→ TASK GOAL: Using the material below, copy every line where "components" appears.

→ DATA PROVIDED:
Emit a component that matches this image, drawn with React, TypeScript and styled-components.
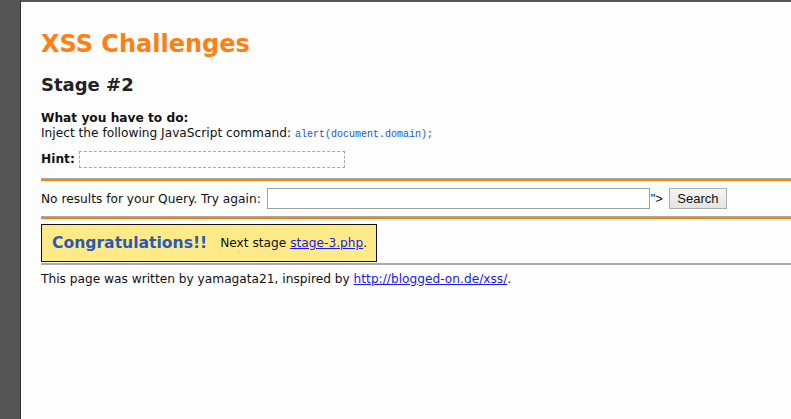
import styled, { createGlobalStyle } from "styled-components";

const GlobalStyle = createGlobalStyle`
  html, body {
    margin: 0;
    padding: 0;
    background: #fdfdfd;
  }
  body {
    font-family: "DejaVu Sans", Verdana, sans-serif;
    font-size: 12.2px;
    color: #111;
  }
`;

const Frame = styled.div`
  display: flex;
  min-height: 419px;
`;

const SideBar = styled.div`
  width: 20px;
  flex-shrink: 0;
  background: #555;
  border-right: 1px solid #333;
`;

const Page = styled.div`
  flex: 1;
  border-top: 2px solid #555;
  padding: 0 0 0 20px;
  overflow: hidden;
`;

const Title = styled.h1`
  margin: 27px 0 0;
  font-size: 24px;
  font-weight: bold;
  color: #ff8010;
  line-height: 30px;
`;

const Stage = styled.h2`
  margin: 14px 0 0;
  font-size: 18px;
  color: #222;
  line-height: 24px;
`;

const Task = styled.div`
  margin-top: 14px;
  line-height: 15px;
`;

const Label = styled.b`
  font-weight: bold;
`;

const Code = styled.code`
  font-family: "Liberation Mono", monospace;
  font-size: 10px;
  color: #2256c8;
`;

const HintRow = styled.div`
  display: flex;
  align-items: center;
  gap: 4px;
  margin-top: 8px;
  height: 18px;
`;

const HintBox = styled.div`
  width: 264px;
  height: 15px;
  border: 1px dashed #aaa;
`;

const Rule = styled.div<{ $top?: number }>`
  margin-top: ${(p) => p.$top ?? 10}px;
  border-top: 1px solid #aaa;
  border-bottom: 2px solid #ff8000;
`;

const SearchForm = styled.form`
  display: flex;
  align-items: center;
  height: 35px;
  margin: 0;
`;

const QueryInput = styled.input`
  width: 379px;
  height: 17px;
  margin: 0 0 0 6px;
  padding: 1px;
  border: 1px solid #a0a0a0;
  font: 13px "Liberation Sans", Arial, sans-serif;
`;

const Tail = styled.span`
  margin: 0 6px 0 1px;
  font: 13px "Liberation Sans", Arial, sans-serif;
`;

const SearchButton = styled.button`
  height: 21px;
  width: 58px;
  padding: 0;
  border: 1px solid #adadad;
  background: linear-gradient(#f6f6f6, #e3e3e3);
  font: 13px "Liberation Sans", Arial, sans-serif;
  color: #111;
`;

const Congrats = styled.div`
  display: inline-flex;
  align-items: center;
  gap: 13px;
  margin-top: 5px;
  height: 36px;
  padding: 0 9px 0 10px;
  background: #ffea88;
  border: 1px solid #111;
`;

const Big = styled.span`
  font-size: 15.6px;
  font-weight: bold;
  color: #2a59b8;
`;

const Line = styled.hr`
  margin: 1px 0 0;
  border: 0;
  border-top: 2px solid #aaa;
`;

const Footer = styled.p`
  margin: 7px 0 0;
  line-height: 15px;
`;

const Link = styled.a`
  color: #1a1aee;
  text-decoration: underline;
`;

export default function App() {
  return (
    <>
      <GlobalStyle />
      <Frame>
        <SideBar />
        <Page>
          <Title>XSS Challenges</Title>
          <Stage>Stage #2</Stage>
          <Task>
            <Label>What you have to do:</Label>
            <br />
            Inject the following JavaScript command:{" "}
            <Code>alert(document.domain);</Code>
          </Task>
          <HintRow>
            <Label>Hint:</Label>
            <HintBox />
          </HintRow>
          <Rule />
          <SearchForm onSubmit={(e) => e.preventDefault()}>
            No results for your Query. Try again:
            <QueryInput type="text" />
            <Tail>"&gt;</Tail>
            <SearchButton type="submit">Search</SearchButton>
          </SearchForm>
          <Rule $top={0} />
          <Congrats>
            <Big>Congratulations!!</Big>
            <span>
              Next stage <Link href="#">stage-3.php</Link>.
            </span>
          </Congrats>
          <Line />
          <Footer>
            This page was written by yamagata21, inspired by{" "}
            <Link href="#">http://blogged-on.de/xss/</Link>.
          </Footer>
        </Page>
      </Frame>
    </>
  );
}
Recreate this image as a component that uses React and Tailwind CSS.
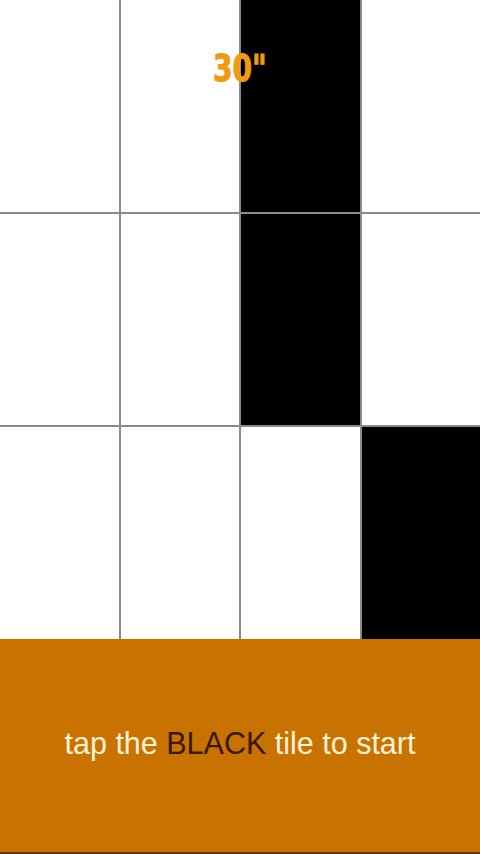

→ ANSWER FOR THIS EXERCISE:
Emit a component that matches this image, drawn with React, TypeScript and styled-components.
import styled, { createGlobalStyle } from "styled-components";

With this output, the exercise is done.